[START ENTRIES SHOWN]
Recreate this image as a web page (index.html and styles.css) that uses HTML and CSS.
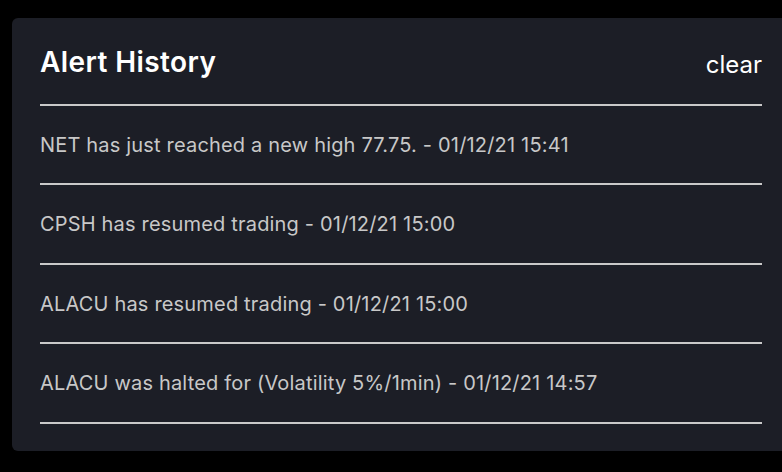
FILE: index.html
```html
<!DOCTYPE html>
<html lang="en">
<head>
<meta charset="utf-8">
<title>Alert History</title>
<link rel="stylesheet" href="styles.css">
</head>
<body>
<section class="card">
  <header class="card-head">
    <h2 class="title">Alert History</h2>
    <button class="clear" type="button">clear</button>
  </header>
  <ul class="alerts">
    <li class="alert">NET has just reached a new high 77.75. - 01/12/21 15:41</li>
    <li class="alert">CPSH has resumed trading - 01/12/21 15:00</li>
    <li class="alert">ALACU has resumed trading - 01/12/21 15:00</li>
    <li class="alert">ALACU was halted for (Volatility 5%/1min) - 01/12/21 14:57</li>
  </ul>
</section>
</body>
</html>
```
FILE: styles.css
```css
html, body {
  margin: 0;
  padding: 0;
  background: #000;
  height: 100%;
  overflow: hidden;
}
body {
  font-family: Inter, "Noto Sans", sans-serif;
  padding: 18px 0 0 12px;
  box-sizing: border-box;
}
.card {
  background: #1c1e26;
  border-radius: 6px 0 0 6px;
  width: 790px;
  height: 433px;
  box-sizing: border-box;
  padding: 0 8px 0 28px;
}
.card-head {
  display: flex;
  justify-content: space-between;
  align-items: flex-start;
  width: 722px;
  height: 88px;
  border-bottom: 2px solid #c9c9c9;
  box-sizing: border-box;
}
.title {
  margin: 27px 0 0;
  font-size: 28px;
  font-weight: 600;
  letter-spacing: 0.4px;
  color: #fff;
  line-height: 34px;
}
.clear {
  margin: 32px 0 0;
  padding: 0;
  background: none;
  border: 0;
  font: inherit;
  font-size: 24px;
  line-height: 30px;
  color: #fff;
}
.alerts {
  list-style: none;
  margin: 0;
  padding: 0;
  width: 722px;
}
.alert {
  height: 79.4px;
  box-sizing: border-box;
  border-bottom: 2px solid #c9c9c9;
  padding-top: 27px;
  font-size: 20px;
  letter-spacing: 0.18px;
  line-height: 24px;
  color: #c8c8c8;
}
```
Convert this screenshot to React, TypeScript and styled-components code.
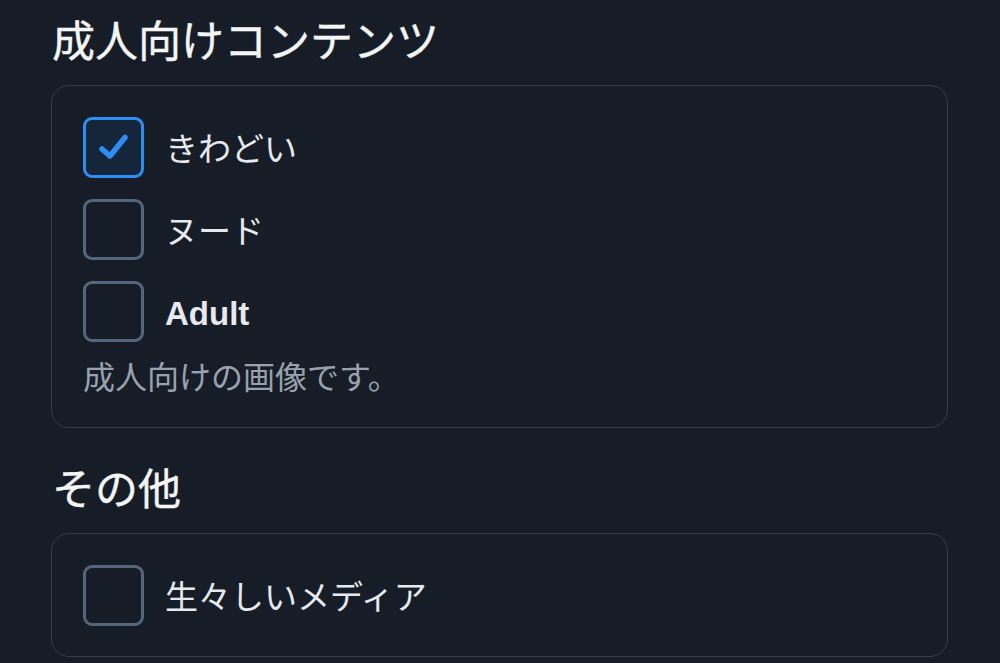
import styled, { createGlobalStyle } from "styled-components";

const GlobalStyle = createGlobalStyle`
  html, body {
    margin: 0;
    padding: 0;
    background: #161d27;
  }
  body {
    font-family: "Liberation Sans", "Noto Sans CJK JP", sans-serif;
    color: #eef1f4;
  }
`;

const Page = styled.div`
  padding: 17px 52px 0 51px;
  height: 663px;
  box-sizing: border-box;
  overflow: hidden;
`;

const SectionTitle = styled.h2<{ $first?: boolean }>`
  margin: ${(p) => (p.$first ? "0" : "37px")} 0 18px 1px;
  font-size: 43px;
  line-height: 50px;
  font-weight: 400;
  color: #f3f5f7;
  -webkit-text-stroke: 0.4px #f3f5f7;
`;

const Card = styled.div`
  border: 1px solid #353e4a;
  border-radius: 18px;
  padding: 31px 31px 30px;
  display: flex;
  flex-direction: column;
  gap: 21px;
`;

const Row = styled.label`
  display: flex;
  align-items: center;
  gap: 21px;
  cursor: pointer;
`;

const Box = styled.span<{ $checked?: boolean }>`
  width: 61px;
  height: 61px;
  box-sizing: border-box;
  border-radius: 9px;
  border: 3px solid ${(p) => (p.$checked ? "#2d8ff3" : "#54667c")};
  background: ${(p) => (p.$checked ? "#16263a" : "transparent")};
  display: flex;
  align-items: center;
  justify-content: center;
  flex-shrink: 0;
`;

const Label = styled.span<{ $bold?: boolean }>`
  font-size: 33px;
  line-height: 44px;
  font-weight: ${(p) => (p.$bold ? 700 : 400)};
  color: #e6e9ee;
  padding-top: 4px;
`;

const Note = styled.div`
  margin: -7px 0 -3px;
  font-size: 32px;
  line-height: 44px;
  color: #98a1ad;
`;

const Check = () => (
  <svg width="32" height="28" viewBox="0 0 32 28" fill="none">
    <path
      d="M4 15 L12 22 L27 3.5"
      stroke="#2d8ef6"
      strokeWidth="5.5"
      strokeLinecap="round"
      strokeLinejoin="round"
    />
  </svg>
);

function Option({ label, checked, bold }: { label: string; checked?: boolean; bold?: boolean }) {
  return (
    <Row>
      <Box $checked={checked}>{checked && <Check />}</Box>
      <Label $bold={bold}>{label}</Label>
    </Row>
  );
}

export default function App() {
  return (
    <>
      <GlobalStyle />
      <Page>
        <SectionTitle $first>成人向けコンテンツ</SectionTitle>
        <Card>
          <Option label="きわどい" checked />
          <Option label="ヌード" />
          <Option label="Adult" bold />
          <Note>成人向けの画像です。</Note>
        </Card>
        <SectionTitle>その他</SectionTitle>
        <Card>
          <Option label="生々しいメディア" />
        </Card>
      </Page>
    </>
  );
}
[END ENTRIES SHOWN]
** AIM OF THE EXERCISE **
Write the lines above out again exactly, without any of their pictures.

** RESULT FOR THIS EXERCISE **
Recreate this image as a web page (index.html and styles.css) that uses HTML and CSS.
FILE: index.html
```html
<!DOCTYPE html>
<html lang="en">
<head>
<meta charset="utf-8">
<title>Alert History</title>
<link rel="stylesheet" href="styles.css">
</head>
<body>
<section class="card">
  <header class="card-head">
    <h2 class="title">Alert History</h2>
    <button class="clear" type="button">clear</button>
  </header>
  <ul class="alerts">
    <li class="alert">NET has just reached a new high 77.75. - 01/12/21 15:41</li>
    <li class="alert">CPSH has resumed trading - 01/12/21 15:00</li>
    <li class="alert">ALACU has resumed trading - 01/12/21 15:00</li>
    <li class="alert">ALACU was halted for (Volatility 5%/1min) - 01/12/21 14:57</li>
  </ul>
</section>
</body>
</html>
```
FILE: styles.css
```css
html, body {
  margin: 0;
  padding: 0;
  background: #000;
  height: 100%;
  overflow: hidden;
}
body {
  font-family: Inter, "Noto Sans", sans-serif;
  padding: 18px 0 0 12px;
  box-sizing: border-box;
}
.card {
  background: #1c1e26;
  border-radius: 6px 0 0 6px;
  width: 790px;
  height: 433px;
  box-sizing: border-box;
  padding: 0 8px 0 28px;
}
.card-head {
  display: flex;
  justify-content: space-between;
  align-items: flex-start;
  width: 722px;
  height: 88px;
  border-bottom: 2px solid #c9c9c9;
  box-sizing: border-box;
}
.title {
  margin: 27px 0 0;
  font-size: 28px;
  font-weight: 600;
  letter-spacing: 0.4px;
  color: #fff;
  line-height: 34px;
}
.clear {
  margin: 32px 0 0;
  padding: 0;
  background: none;
  border: 0;
  font: inherit;
  font-size: 24px;
  line-height: 30px;
  color: #fff;
}
.alerts {
  list-style: none;
  margin: 0;
  padding: 0;
  width: 722px;
}
.alert {
  height: 79.4px;
  box-sizing: border-box;
  border-bottom: 2px solid #c9c9c9;
  padding-top: 27px;
  font-size: 20px;
  letter-spacing: 0.18px;
  line-height: 24px;
  color: #c8c8c8;
}
```
Convert this screenshot to React, TypeScript and styled-components code.
import styled, { createGlobalStyle } from "styled-components";

const GlobalStyle = createGlobalStyle`
  html, body {
    margin: 0;
    padding: 0;
    background: #161d27;
  }
  body {
    font-family: "Liberation Sans", "Noto Sans CJK JP", sans-serif;
    color: #eef1f4;
  }
`;

const Page = styled.div`
  padding: 17px 52px 0 51px;
  height: 663px;
  box-sizing: border-box;
  overflow: hidden;
`;

const SectionTitle = styled.h2<{ $first?: boolean }>`
  margin: ${(p) => (p.$first ? "0" : "37px")} 0 18px 1px;
  font-size: 43px;
  line-height: 50px;
  font-weight: 400;
  color: #f3f5f7;
  -webkit-text-stroke: 0.4px #f3f5f7;
`;

const Card = styled.div`
  border: 1px solid #353e4a;
  border-radius: 18px;
  padding: 31px 31px 30px;
  display: flex;
  flex-direction: column;
  gap: 21px;
`;

const Row = styled.label`
  display: flex;
  align-items: center;
  gap: 21px;
  cursor: pointer;
`;

const Box = styled.span<{ $checked?: boolean }>`
  width: 61px;
  height: 61px;
  box-sizing: border-box;
  border-radius: 9px;
  border: 3px solid ${(p) => (p.$checked ? "#2d8ff3" : "#54667c")};
  background: ${(p) => (p.$checked ? "#16263a" : "transparent")};
  display: flex;
  align-items: center;
  justify-content: center;
  flex-shrink: 0;
`;

const Label = styled.span<{ $bold?: boolean }>`
  font-size: 33px;
  line-height: 44px;
  font-weight: ${(p) => (p.$bold ? 700 : 400)};
  color: #e6e9ee;
  padding-top: 4px;
`;

const Note = styled.div`
  margin: -7px 0 -3px;
  font-size: 32px;
  line-height: 44px;
  color: #98a1ad;
`;

const Check = () => (
  <svg width="32" height="28" viewBox="0 0 32 28" fill="none">
    <path
      d="M4 15 L12 22 L27 3.5"
      stroke="#2d8ef6"
      strokeWidth="5.5"
      strokeLinecap="round"
      strokeLinejoin="round"
    />
  </svg>
);

function Option({ label, checked, bold }: { label: string; checked?: boolean; bold?: boolean }) {
  return (
    <Row>
      <Box $checked={checked}>{checked && <Check />}</Box>
      <Label $bold={bold}>{label}</Label>
    </Row>
  );
}

export default function App() {
  return (
    <>
      <GlobalStyle />
      <Page>
        <SectionTitle $first>成人向けコンテンツ</SectionTitle>
        <Card>
          <Option label="きわどい" checked />
          <Option label="ヌード" />
          <Option label="Adult" bold />
          <Note>成人向けの画像です。</Note>
        </Card>
        <SectionTitle>その他</SectionTitle>
        <Card>
          <Option label="生々しいメディア" />
        </Card>
      </Page>
    </>
  );
}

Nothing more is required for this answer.